By Kelly Dalbeck Posted in News , , , , ,

Gorillaz – Coachella Stage

April 19th, 2010

And last, but not certainly not least for Coachella 2010–holy crap–it’s Damon Albarn’s Gorillaz. Situated in front of a gorgeous logo of their name, and in a pleasant surprise compared to their history, not hidden in shadows at all, Gorillaz were armed to bring every bit of their sonic arsenal to bear. Opening with a taped Snoop Dogg video (”Welcome to the World of the Plastic Beach”) on a massive video monitor, the band greeted the crowd into the world of their new album.

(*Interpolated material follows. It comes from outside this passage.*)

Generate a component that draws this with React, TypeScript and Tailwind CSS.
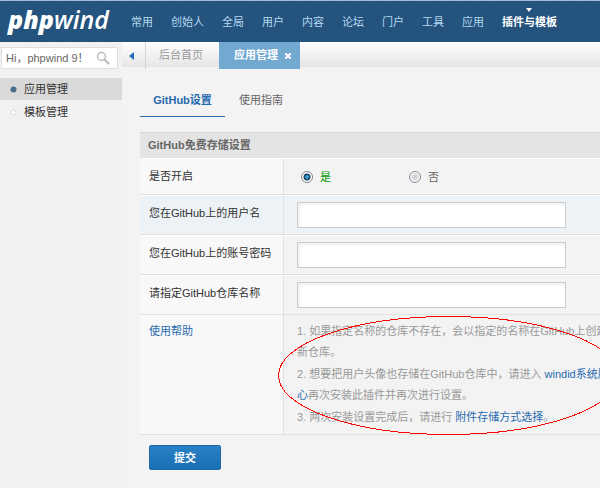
import { type ReactNode } from "react";

const navItems = ["常用", "创始人", "全局", "用户", "内容", "论坛", "门户", "工具", "应用"];

function Row({
  label,
  htmlFor,
  tint = false,
  children,
}: {
  label: string;
  htmlFor?: string;
  tint?: boolean;
  children: ReactNode;
}) {
  return (
    <div
      className={
        "flex border-t border-t-white border-b border-b-[#e1e1e1] " + (tint ? "bg-[#ecf2f5]" : "")
      }
    >
      <div
        className={
          "w-36 shrink-0 border-r border-r-[#e1e1e1] py-2 pl-[9px] leading-[18px] " +
          (tint ? "" : "bg-[#f8f8f8]")
        }
      >
        <label htmlFor={htmlFor}>{label}</label>
      </div>
      <div className="flex flex-1 items-center pl-[13px]">{children}</div>
    </div>
  );
}

function TextField({ id, type = "text" }: { id: string; type?: string }) {
  return (
    <input
      id={id}
      type={type}
      className="my-[6px] h-[26px] w-[269px] border border-[#cccccc] bg-white px-1 shadow-[inset_2px_2px_3px_#f0f0f0] outline-none"
    />
  );
}

function Radio({ label, on = false }: { label: string; on?: boolean }) {
  return (
    <label
      className={"flex w-[108px] items-center gap-[7px] pl-1 " + (on ? "text-[#009900]" : "text-[#666666]")}
    >
      <input
        type="radio"
        name="enabled"
        defaultChecked={on}
        className="h-3 w-3 appearance-none rounded-full border border-[#8a8a8a] bg-[radial-gradient(circle,#c4ccd3_0,#dde1e5_3px,#ffffff_5px)] checked:border-[#7b868e] checked:bg-[radial-gradient(circle,#5fc0ea_0,#1b6fa3_2px,#12324d_3px,#ffffff_4px)]"
      />
      {label}
    </label>
  );
}

export default function App() {
  return (
    <div className="flex min-h-screen flex-col overflow-hidden bg-[#f3f3f3] font-['Liberation_Sans','Noto_Sans_CJK_SC',sans-serif] text-[11px] leading-[18px] text-[#333333]">
      <header className="flex h-[42px] shrink-0 border-t border-[#a9b6dc] bg-[#23527c] bg-[repeating-linear-gradient(135deg,#23527c_0,#23527c_2px,#265580_2px,#265580_3px)]">
        <a
          href="#home"
          className="w-[131px] shrink-0 pl-2 font-['Open_Sans',sans-serif] text-[25px] leading-[36px] text-white italic"
        >
          <span className="font-extrabold">php</span>
          <span className="font-semibold">wind</span>
        </a>
        <nav className="flex gap-[18px] pt-3 whitespace-nowrap text-[#b5d8f0]">
          {navItems.map((item) => (
            <a key={item} href="#nav">
              {item}
            </a>
          ))}
          <a href="#plugins" className="relative font-bold text-white">
            <svg className="absolute -top-[5px] left-6" width="6" height="4" viewBox="0 0 6 4">
              <path d="M0 0h6L3 4z" fill="#fff" />
            </svg>
            插件与模板
          </a>
        </nav>
      </header>

      <div className="flex flex-1">
        <aside className="w-[122px] shrink-0 bg-[#f1f1f1] pt-[5px]">
          <div className="mr-1 ml-px flex h-[22px] items-center border border-[#dfdfdf] bg-white pr-[7px] pl-1">
            <input
              aria-label="搜索"
              defaultValue="Hi，phpwind 9！"
              className="min-w-0 flex-1 bg-transparent text-[#666666] outline-none"
            />
            <button type="button" aria-label="搜索">
              <svg width="14" height="14" viewBox="0 0 14 14" fill="none" stroke="#bdbdbd">
                <circle cx="5.5" cy="5.5" r="4" strokeWidth="1.5" />
                <path d="M8.5 8.5l4 4" strokeWidth="2.4" strokeLinecap="round" />
              </svg>
            </button>
          </div>
          <nav className="mt-[9px]">
            <a href="#apps" className="flex h-[22px] items-center gap-[7px] bg-[#d9d9d9] pl-[10px]">
              <svg width="7" height="7" viewBox="0 0 7 7">
                <circle cx="3.5" cy="3.5" r="3" fill="#4b6c89" />
              </svg>
              应用管理
            </a>
            <a href="#templates" className="flex h-6 items-center gap-[7px] pl-[10px]">
              <svg width="7" height="7" viewBox="0 0 7 7">
                <circle cx="3.5" cy="3.5" r="2.5" fill="#fff" stroke="#d6d6d6" />
              </svg>
              模板管理
            </a>
          </nav>
        </aside>

        <main className="min-w-0 flex-1">
          <div className="flex h-[27px] items-start bg-[linear-gradient(#ffffff,#e5e5e5_25px,#f3f3f3_25px)] leading-[27px]">
            <button
              type="button"
              aria-label="后退"
              className="flex h-[27px] w-6 items-center border-r border-[#d5d5d5] pl-[7px]"
            >
              <svg width="5" height="8" viewBox="0 0 5 8">
                <path d="M5 0v8L0 4z" fill="#1f6dbb" />
              </svg>
            </button>
            <a href="#home" className="w-[73px] pl-[13px] text-[#999999]">
              后台首页
            </a>
            <div className="flex w-[81px] items-center gap-[7px] bg-[#73a8d1] pl-[15px] font-bold text-white">
              应用管理
              <button type="button" aria-label="关闭">
                <svg width="6" height="6" viewBox="0 0 6 6" stroke="#fff" strokeWidth="2">
                  <path d="M0 0l6 6M6 0L0 6" />
                </svg>
              </button>
            </div>
          </div>

          <div className="pl-[18px]">
            <nav className="mt-4 flex leading-[31px]">
              <a
                href="#settings"
                className="w-[85px] border-b border-[#266aae] text-center font-bold text-[#266aae]"
              >
                GitHub设置
              </a>
              <a href="#guide" className="pl-[14px] text-[#666666]">
                使用指南
              </a>
            </nav>

            <form onSubmit={(event) => event.preventDefault()}>
              <div className="relative mt-[15px]">
                <h2 className="border-t border-[#d9d9d9] bg-[#e4e4e4] pl-2 leading-[25px] font-bold text-[#666666]">
                  GitHub免费存储设置
                </h2>
                <Row label="是否开启">
                  <div className="flex h-[35px] items-center">
                    <Radio label="是" on />
                    <Radio label="否" />
                  </div>
                </Row>
                <Row label="您在GitHub上的用户名" htmlFor="user" tint>
                  <TextField id="user" />
                </Row>
                <Row label="您在GitHub上的账号密码" htmlFor="pass">
                  <TextField id="pass" type="password" />
                </Row>
                <Row label="请指定GitHub仓库名称" htmlFor="repo">
                  <TextField id="repo" />
                </Row>
                <div className="flex border-b border-[#e1e1e1] leading-[21px]">
                  <div className="w-36 shrink-0 border-r border-[#e1e1e1] bg-[#f8f8f8] py-[6px] pl-[9px]">
                    <a href="#help" className="text-[#266aae]">
                      使用帮助
                    </a>
                  </div>
                  <div className="flex flex-col gap-px py-[6px] pl-[13px] whitespace-nowrap text-[#999999]">
                    <p>
                      1. 如果指定名称的仓库不存在，会以指定的名称在GitHub上创建
                      <br />
                      新仓库。
                    </p>
                    <p>
                      2. 想要把用户头像也存储在GitHub仓库中，请进入{" "}
                      <a href="#windid" className="text-[#266aae]">
                        windid系统服务中
                        <br />心
                      </a>
                      再次安装此插件并再次进行设置。
                    </p>
                    <p>
                      3. 两次安装设置完成后，请进行{" "}
                      <a href="#storage" className="text-[#266aae]">
                        附件存储方式选择
                      </a>
                      。
                    </p>
                  </div>
                </div>
                <svg
                  className="pointer-events-none absolute bottom-0 left-[138px]"
                  width="341"
                  height="119"
                  viewBox="0 0 341 119"
                  shapeRendering="crispEdges"
                >
                  <ellipse cx="170.5" cy="59.5" rx="170" ry="59" fill="none" stroke="#f00" />
                </svg>
              </div>
              <button
                type="submit"
                className="mt-[10px] ml-[9px] h-[25px] w-[72px] rounded-xs border border-[#1a68a8] bg-linear-to-b from-[#2a80c6] to-[#196fb2] font-bold text-white"
              >
                提交
              </button>
            </form>
          </div>
        </main>
      </div>
    </div>
  );
}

The sheer depth of detail in their set was magnificent. Albarn played ringmaster to a twenty-person backing band expertly performing (not triggering) every note of “Rhinestone Eyes,” “White Flag” and “Empire Ants” while colorful videos adorned the backing video wall. Recent single “Stylo” with Bobby Womack (but not Mos Def) in attendance was smoothed-out and dance-inducing and “Glitter Freeze” was a near-instrumental throwdown. Albarn even appeared lively, smiling and punctuating songs like he was in a comfortable element for the first time in twenty years. Other live guests included Yukimi Nagano of Little Dragon and De La Soul on “Superfast Jellyfish” and party-starting encore “Feel Good Inc.” Probably the biggest single reaction came in the form of “Clint Eastwood,” its bumping bass drops prompting Albarn to jump with triumphant energy. At the risk of gushing, this set was a beautiful moment. Gorillaz were exactly the kind of mind-blowing excellence that Coachella is famous for. It somehow managed to amorphously be whatever it wanted to be, rocking, serene, slick and stylish, all under the guise of a cartoon band of Gorillaz.